▶ **Given exercise**
Give every line of the data again, unchanged, but with no pictures.

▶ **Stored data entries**

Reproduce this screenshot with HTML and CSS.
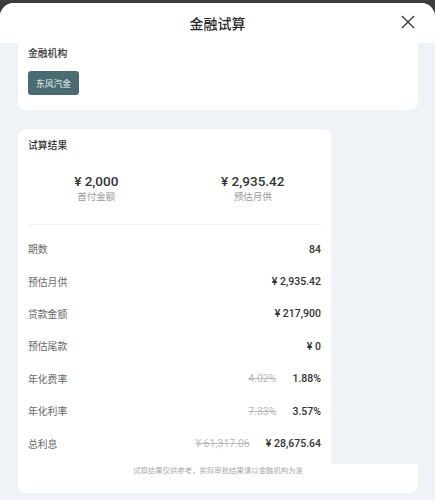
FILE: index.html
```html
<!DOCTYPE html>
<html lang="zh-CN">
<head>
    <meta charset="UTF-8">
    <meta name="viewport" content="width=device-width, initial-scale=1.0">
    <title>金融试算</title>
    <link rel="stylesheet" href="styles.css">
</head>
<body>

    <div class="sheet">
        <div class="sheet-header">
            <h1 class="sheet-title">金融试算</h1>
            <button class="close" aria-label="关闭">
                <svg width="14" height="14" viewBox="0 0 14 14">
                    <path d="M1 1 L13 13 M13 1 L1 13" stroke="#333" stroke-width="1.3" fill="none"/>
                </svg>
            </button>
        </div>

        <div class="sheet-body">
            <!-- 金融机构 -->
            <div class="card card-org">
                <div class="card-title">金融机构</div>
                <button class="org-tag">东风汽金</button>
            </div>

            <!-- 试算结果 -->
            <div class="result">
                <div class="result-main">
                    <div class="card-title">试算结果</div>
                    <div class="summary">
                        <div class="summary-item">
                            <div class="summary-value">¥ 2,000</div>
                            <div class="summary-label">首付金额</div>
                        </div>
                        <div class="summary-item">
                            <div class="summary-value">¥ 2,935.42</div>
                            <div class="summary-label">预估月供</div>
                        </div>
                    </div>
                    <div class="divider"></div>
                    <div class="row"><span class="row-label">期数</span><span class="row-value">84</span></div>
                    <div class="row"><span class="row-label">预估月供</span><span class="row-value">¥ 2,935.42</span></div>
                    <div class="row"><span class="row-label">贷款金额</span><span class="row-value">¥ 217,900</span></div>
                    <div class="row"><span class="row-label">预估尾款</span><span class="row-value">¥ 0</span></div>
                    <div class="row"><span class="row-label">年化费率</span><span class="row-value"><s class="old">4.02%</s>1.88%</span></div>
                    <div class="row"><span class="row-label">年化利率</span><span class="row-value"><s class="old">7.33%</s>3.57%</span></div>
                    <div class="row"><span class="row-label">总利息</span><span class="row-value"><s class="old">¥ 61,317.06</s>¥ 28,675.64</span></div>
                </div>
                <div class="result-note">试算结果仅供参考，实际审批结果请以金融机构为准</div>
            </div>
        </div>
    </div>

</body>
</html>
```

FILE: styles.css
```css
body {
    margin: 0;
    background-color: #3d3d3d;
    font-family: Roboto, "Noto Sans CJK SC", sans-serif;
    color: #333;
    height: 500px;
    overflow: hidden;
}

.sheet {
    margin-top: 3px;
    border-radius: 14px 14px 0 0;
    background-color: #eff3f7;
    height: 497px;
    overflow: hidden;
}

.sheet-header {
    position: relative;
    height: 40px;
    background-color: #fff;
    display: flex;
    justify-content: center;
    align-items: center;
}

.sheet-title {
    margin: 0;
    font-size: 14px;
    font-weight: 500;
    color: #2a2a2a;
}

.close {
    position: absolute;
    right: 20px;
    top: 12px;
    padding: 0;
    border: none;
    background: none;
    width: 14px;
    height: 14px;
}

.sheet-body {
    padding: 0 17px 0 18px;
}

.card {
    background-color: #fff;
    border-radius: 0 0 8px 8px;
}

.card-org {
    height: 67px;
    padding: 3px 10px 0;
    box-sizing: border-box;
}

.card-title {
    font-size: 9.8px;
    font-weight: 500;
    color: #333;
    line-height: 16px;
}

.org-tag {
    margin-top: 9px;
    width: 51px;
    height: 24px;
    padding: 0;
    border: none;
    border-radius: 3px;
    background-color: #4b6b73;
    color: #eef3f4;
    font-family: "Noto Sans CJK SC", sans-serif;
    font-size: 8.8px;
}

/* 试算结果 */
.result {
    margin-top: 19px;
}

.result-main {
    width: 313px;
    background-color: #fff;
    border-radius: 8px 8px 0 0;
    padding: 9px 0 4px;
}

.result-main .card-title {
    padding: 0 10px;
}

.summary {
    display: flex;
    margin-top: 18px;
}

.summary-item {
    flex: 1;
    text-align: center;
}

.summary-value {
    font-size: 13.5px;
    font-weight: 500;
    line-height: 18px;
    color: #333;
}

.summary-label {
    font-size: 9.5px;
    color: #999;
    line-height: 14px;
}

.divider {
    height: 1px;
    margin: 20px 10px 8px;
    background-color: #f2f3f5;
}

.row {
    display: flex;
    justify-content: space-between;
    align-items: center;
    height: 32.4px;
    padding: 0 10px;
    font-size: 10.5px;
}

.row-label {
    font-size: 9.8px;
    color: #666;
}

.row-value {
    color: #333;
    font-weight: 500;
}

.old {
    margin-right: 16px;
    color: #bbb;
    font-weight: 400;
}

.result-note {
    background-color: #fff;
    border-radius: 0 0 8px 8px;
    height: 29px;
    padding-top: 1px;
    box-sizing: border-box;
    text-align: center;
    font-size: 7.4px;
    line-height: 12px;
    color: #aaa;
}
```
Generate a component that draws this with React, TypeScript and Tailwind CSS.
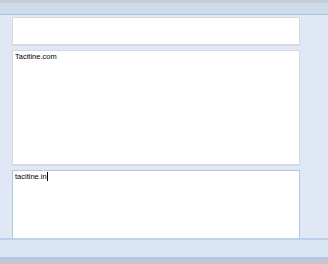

▶ **Output below**
Reproduce this screenshot with HTML and CSS.
FILE: index.html
```html
<!DOCTYPE html>
<html lang="zh-CN">
<head>
    <meta charset="UTF-8">
    <meta name="viewport" content="width=device-width, initial-scale=1.0">
    <title>金融试算</title>
    <link rel="stylesheet" href="styles.css">
</head>
<body>

    <div class="sheet">
        <div class="sheet-header">
            <h1 class="sheet-title">金融试算</h1>
            <button class="close" aria-label="关闭">
                <svg width="14" height="14" viewBox="0 0 14 14">
                    <path d="M1 1 L13 13 M13 1 L1 13" stroke="#333" stroke-width="1.3" fill="none"/>
                </svg>
            </button>
        </div>

        <div class="sheet-body">
            <!-- 金融机构 -->
            <div class="card card-org">
                <div class="card-title">金融机构</div>
                <button class="org-tag">东风汽金</button>
            </div>

            <!-- 试算结果 -->
            <div class="result">
                <div class="result-main">
                    <div class="card-title">试算结果</div>
                    <div class="summary">
                        <div class="summary-item">
                            <div class="summary-value">¥ 2,000</div>
                            <div class="summary-label">首付金额</div>
                        </div>
                        <div class="summary-item">
                            <div class="summary-value">¥ 2,935.42</div>
                            <div class="summary-label">预估月供</div>
                        </div>
                    </div>
                    <div class="divider"></div>
                    <div class="row"><span class="row-label">期数</span><span class="row-value">84</span></div>
                    <div class="row"><span class="row-label">预估月供</span><span class="row-value">¥ 2,935.42</span></div>
                    <div class="row"><span class="row-label">贷款金额</span><span class="row-value">¥ 217,900</span></div>
                    <div class="row"><span class="row-label">预估尾款</span><span class="row-value">¥ 0</span></div>
                    <div class="row"><span class="row-label">年化费率</span><span class="row-value"><s class="old">4.02%</s>1.88%</span></div>
                    <div class="row"><span class="row-label">年化利率</span><span class="row-value"><s class="old">7.33%</s>3.57%</span></div>
                    <div class="row"><span class="row-label">总利息</span><span class="row-value"><s class="old">¥ 61,317.06</s>¥ 28,675.64</span></div>
                </div>
                <div class="result-note">试算结果仅供参考，实际审批结果请以金融机构为准</div>
            </div>
        </div>
    </div>

</body>
</html>
```

FILE: styles.css
```css
body {
    margin: 0;
    background-color: #3d3d3d;
    font-family: Roboto, "Noto Sans CJK SC", sans-serif;
    color: #333;
    height: 500px;
    overflow: hidden;
}

.sheet {
    margin-top: 3px;
    border-radius: 14px 14px 0 0;
    background-color: #eff3f7;
    height: 497px;
    overflow: hidden;
}

.sheet-header {
    position: relative;
    height: 40px;
    background-color: #fff;
    display: flex;
    justify-content: center;
    align-items: center;
}

.sheet-title {
    margin: 0;
    font-size: 14px;
    font-weight: 500;
    color: #2a2a2a;
}

.close {
    position: absolute;
    right: 20px;
    top: 12px;
    padding: 0;
    border: none;
    background: none;
    width: 14px;
    height: 14px;
}

.sheet-body {
    padding: 0 17px 0 18px;
}

.card {
    background-color: #fff;
    border-radius: 0 0 8px 8px;
}

.card-org {
    height: 67px;
    padding: 3px 10px 0;
    box-sizing: border-box;
}

.card-title {
    font-size: 9.8px;
    font-weight: 500;
    color: #333;
    line-height: 16px;
}

.org-tag {
    margin-top: 9px;
    width: 51px;
    height: 24px;
    padding: 0;
    border: none;
    border-radius: 3px;
    background-color: #4b6b73;
    color: #eef3f4;
    font-family: "Noto Sans CJK SC", sans-serif;
    font-size: 8.8px;
}

/* 试算结果 */
.result {
    margin-top: 19px;
}

.result-main {
    width: 313px;
    background-color: #fff;
    border-radius: 8px 8px 0 0;
    padding: 9px 0 4px;
}

.result-main .card-title {
    padding: 0 10px;
}

.summary {
    display: flex;
    margin-top: 18px;
}

.summary-item {
    flex: 1;
    text-align: center;
}

.summary-value {
    font-size: 13.5px;
    font-weight: 500;
    line-height: 18px;
    color: #333;
}

.summary-label {
    font-size: 9.5px;
    color: #999;
    line-height: 14px;
}

.divider {
    height: 1px;
    margin: 20px 10px 8px;
    background-color: #f2f3f5;
}

.row {
    display: flex;
    justify-content: space-between;
    align-items: center;
    height: 32.4px;
    padding: 0 10px;
    font-size: 10.5px;
}

.row-label {
    font-size: 9.8px;
    color: #666;
}

.row-value {
    color: #333;
    font-weight: 500;
}

.old {
    margin-right: 16px;
    color: #bbb;
    font-weight: 400;
}

.result-note {
    background-color: #fff;
    border-radius: 0 0 8px 8px;
    height: 29px;
    padding-top: 1px;
    box-sizing: border-box;
    text-align: center;
    font-size: 7.4px;
    line-height: 12px;
    color: #aaa;
}
```
Generate a component that draws this with React, TypeScript and Tailwind CSS.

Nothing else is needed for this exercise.